Copy out all the lines exactly. Omit pictures.

--- Start of Material provided ---

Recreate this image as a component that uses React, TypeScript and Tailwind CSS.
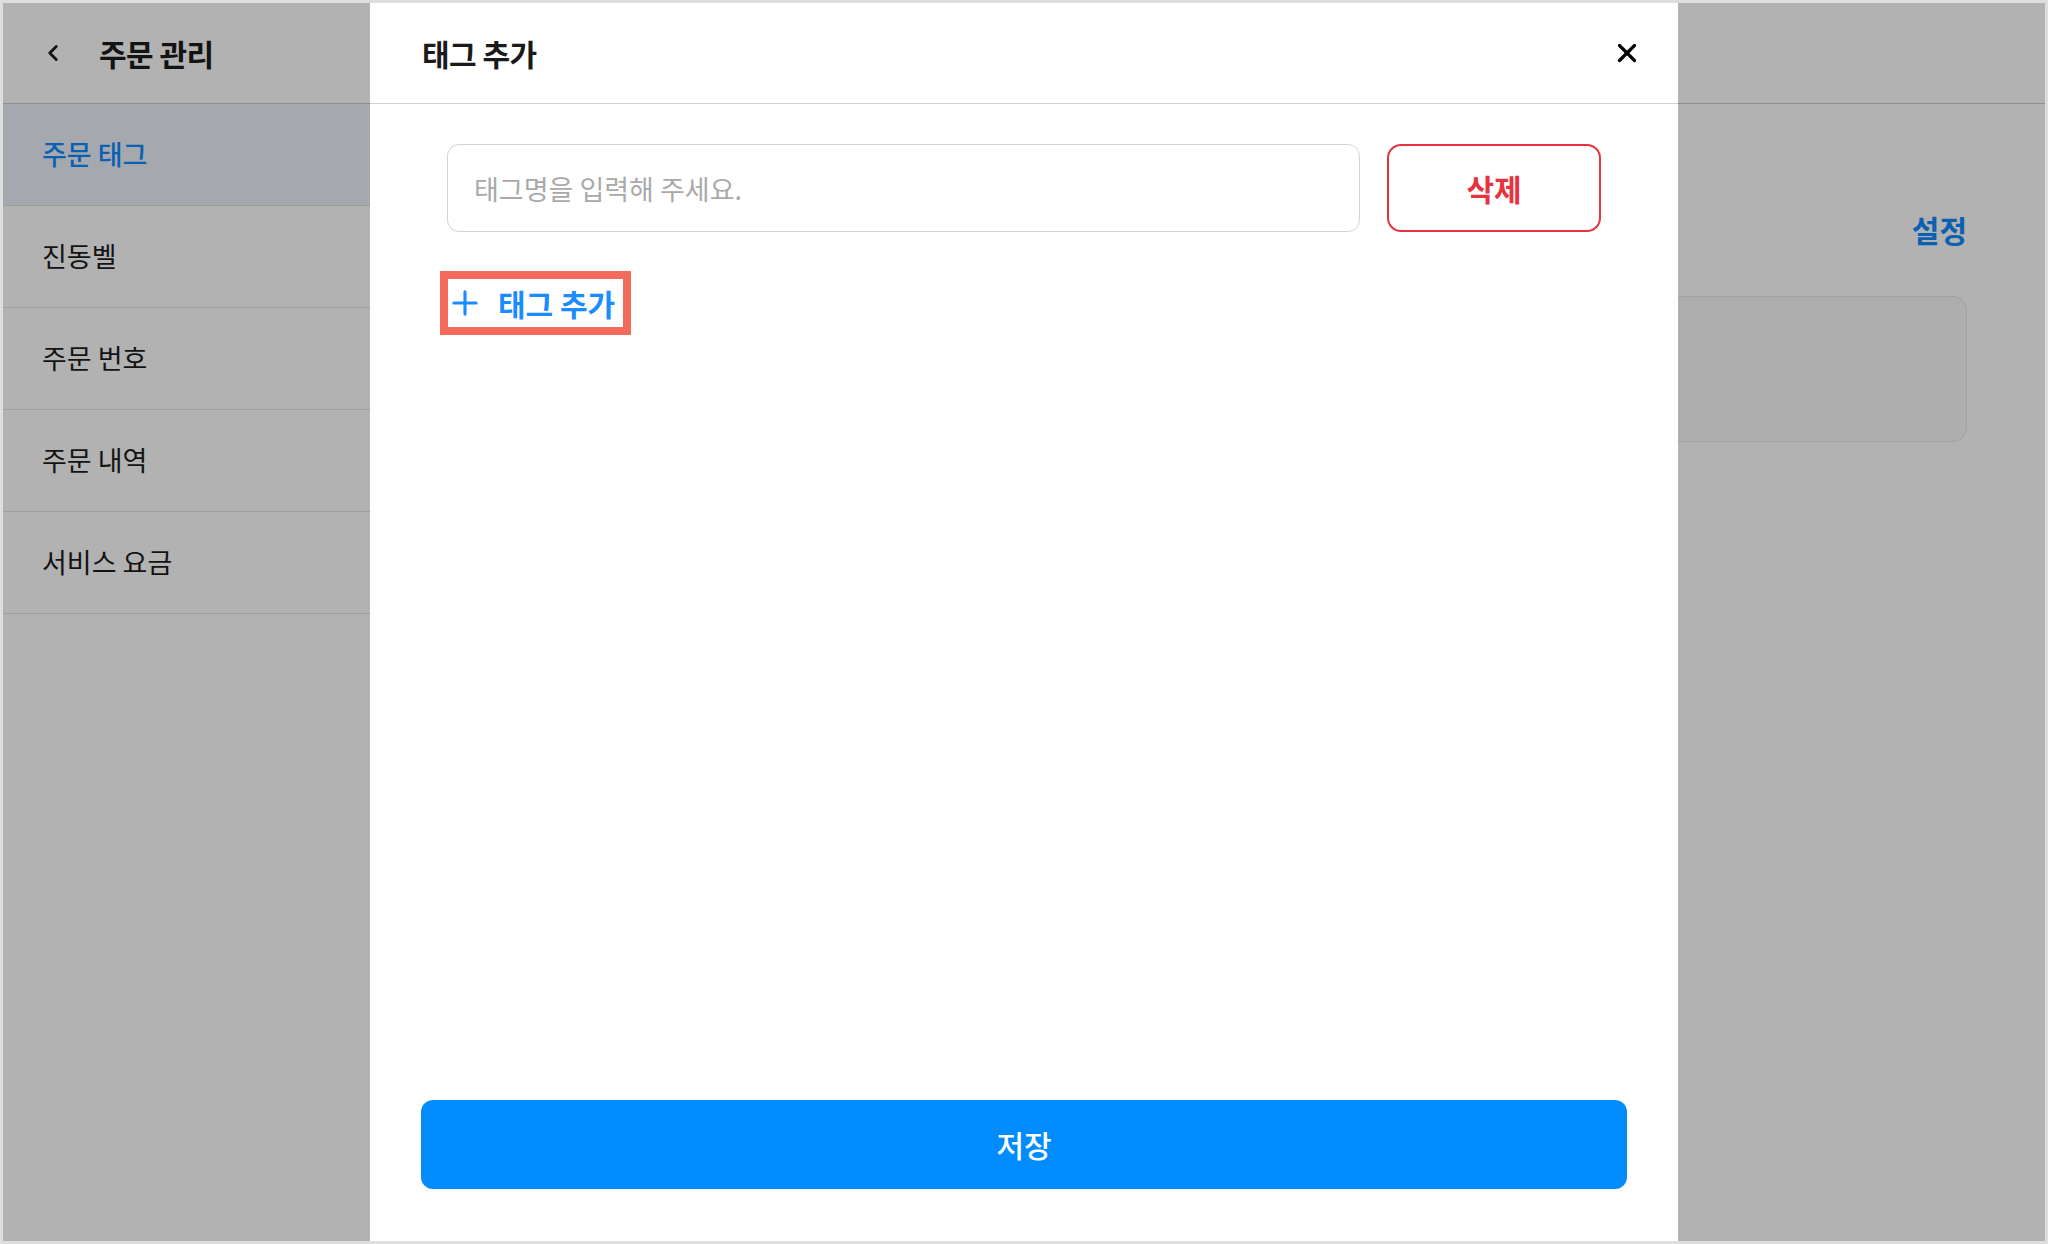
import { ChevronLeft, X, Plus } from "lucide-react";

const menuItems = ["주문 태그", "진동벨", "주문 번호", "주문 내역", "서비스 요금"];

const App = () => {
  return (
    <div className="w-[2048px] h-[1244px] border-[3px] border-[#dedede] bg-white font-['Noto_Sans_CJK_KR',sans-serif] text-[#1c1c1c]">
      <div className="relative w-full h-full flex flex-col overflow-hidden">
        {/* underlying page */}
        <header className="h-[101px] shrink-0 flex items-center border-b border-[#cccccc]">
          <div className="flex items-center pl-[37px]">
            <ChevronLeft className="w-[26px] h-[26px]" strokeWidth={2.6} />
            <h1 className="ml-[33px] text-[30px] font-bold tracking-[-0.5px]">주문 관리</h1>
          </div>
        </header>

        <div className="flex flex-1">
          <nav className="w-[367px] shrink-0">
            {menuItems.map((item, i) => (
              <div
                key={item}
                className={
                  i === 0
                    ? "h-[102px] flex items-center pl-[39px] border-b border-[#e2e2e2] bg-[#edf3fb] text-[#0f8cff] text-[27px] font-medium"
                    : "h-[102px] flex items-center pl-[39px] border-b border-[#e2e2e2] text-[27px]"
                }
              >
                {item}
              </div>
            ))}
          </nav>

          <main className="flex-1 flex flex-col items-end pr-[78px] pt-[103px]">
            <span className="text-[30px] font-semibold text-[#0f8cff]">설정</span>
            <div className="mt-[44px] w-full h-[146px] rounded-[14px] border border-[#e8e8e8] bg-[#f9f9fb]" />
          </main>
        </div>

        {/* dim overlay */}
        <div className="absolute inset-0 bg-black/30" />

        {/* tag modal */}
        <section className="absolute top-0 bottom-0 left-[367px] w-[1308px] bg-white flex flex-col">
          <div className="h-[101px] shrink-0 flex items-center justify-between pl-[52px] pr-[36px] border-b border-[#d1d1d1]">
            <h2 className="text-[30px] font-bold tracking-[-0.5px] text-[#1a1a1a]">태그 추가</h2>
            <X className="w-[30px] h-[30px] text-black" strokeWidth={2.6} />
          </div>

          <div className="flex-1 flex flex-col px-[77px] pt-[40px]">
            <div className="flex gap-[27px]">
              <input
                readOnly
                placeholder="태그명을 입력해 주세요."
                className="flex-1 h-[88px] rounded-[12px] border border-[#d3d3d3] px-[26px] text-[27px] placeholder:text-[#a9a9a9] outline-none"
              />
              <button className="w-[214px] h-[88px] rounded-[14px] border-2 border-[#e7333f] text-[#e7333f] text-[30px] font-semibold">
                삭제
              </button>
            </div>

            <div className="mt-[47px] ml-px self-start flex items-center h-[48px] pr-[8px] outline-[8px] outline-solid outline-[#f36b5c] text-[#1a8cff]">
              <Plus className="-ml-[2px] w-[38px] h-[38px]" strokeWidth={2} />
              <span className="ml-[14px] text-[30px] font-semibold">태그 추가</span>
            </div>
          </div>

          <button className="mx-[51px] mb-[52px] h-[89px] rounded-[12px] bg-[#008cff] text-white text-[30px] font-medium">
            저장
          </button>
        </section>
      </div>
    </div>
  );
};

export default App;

--- End of Material provided ---

■ Full response
Recreate this image as a component that uses React, TypeScript and Tailwind CSS.
import { ChevronLeft, X, Plus } from "lucide-react";

const menuItems = ["주문 태그", "진동벨", "주문 번호", "주문 내역", "서비스 요금"];

const App = () => {
  return (
    <div className="w-[2048px] h-[1244px] border-[3px] border-[#dedede] bg-white font-['Noto_Sans_CJK_KR',sans-serif] text-[#1c1c1c]">
      <div className="relative w-full h-full flex flex-col overflow-hidden">
        {/* underlying page */}
        <header className="h-[101px] shrink-0 flex items-center border-b border-[#cccccc]">
          <div className="flex items-center pl-[37px]">
            <ChevronLeft className="w-[26px] h-[26px]" strokeWidth={2.6} />
            <h1 className="ml-[33px] text-[30px] font-bold tracking-[-0.5px]">주문 관리</h1>
          </div>
        </header>

        <div className="flex flex-1">
          <nav className="w-[367px] shrink-0">
            {menuItems.map((item, i) => (
              <div
                key={item}
                className={
                  i === 0
                    ? "h-[102px] flex items-center pl-[39px] border-b border-[#e2e2e2] bg-[#edf3fb] text-[#0f8cff] text-[27px] font-medium"
                    : "h-[102px] flex items-center pl-[39px] border-b border-[#e2e2e2] text-[27px]"
                }
              >
                {item}
              </div>
            ))}
          </nav>

          <main className="flex-1 flex flex-col items-end pr-[78px] pt-[103px]">
            <span className="text-[30px] font-semibold text-[#0f8cff]">설정</span>
            <div className="mt-[44px] w-full h-[146px] rounded-[14px] border border-[#e8e8e8] bg-[#f9f9fb]" />
          </main>
        </div>

        {/* dim overlay */}
        <div className="absolute inset-0 bg-black/30" />

        {/* tag modal */}
        <section className="absolute top-0 bottom-0 left-[367px] w-[1308px] bg-white flex flex-col">
          <div className="h-[101px] shrink-0 flex items-center justify-between pl-[52px] pr-[36px] border-b border-[#d1d1d1]">
            <h2 className="text-[30px] font-bold tracking-[-0.5px] text-[#1a1a1a]">태그 추가</h2>
            <X className="w-[30px] h-[30px] text-black" strokeWidth={2.6} />
          </div>

          <div className="flex-1 flex flex-col px-[77px] pt-[40px]">
            <div className="flex gap-[27px]">
              <input
                readOnly
                placeholder="태그명을 입력해 주세요."
                className="flex-1 h-[88px] rounded-[12px] border border-[#d3d3d3] px-[26px] text-[27px] placeholder:text-[#a9a9a9] outline-none"
              />
              <button className="w-[214px] h-[88px] rounded-[14px] border-2 border-[#e7333f] text-[#e7333f] text-[30px] font-semibold">
                삭제
              </button>
            </div>

            <div className="mt-[47px] ml-px self-start flex items-center h-[48px] pr-[8px] outline-[8px] outline-solid outline-[#f36b5c] text-[#1a8cff]">
              <Plus className="-ml-[2px] w-[38px] h-[38px]" strokeWidth={2} />
              <span className="ml-[14px] text-[30px] font-semibold">태그 추가</span>
            </div>
          </div>

          <button className="mx-[51px] mb-[52px] h-[89px] rounded-[12px] bg-[#008cff] text-white text-[30px] font-medium">
            저장
          </button>
        </section>
      </div>
    </div>
  );
};

export default App;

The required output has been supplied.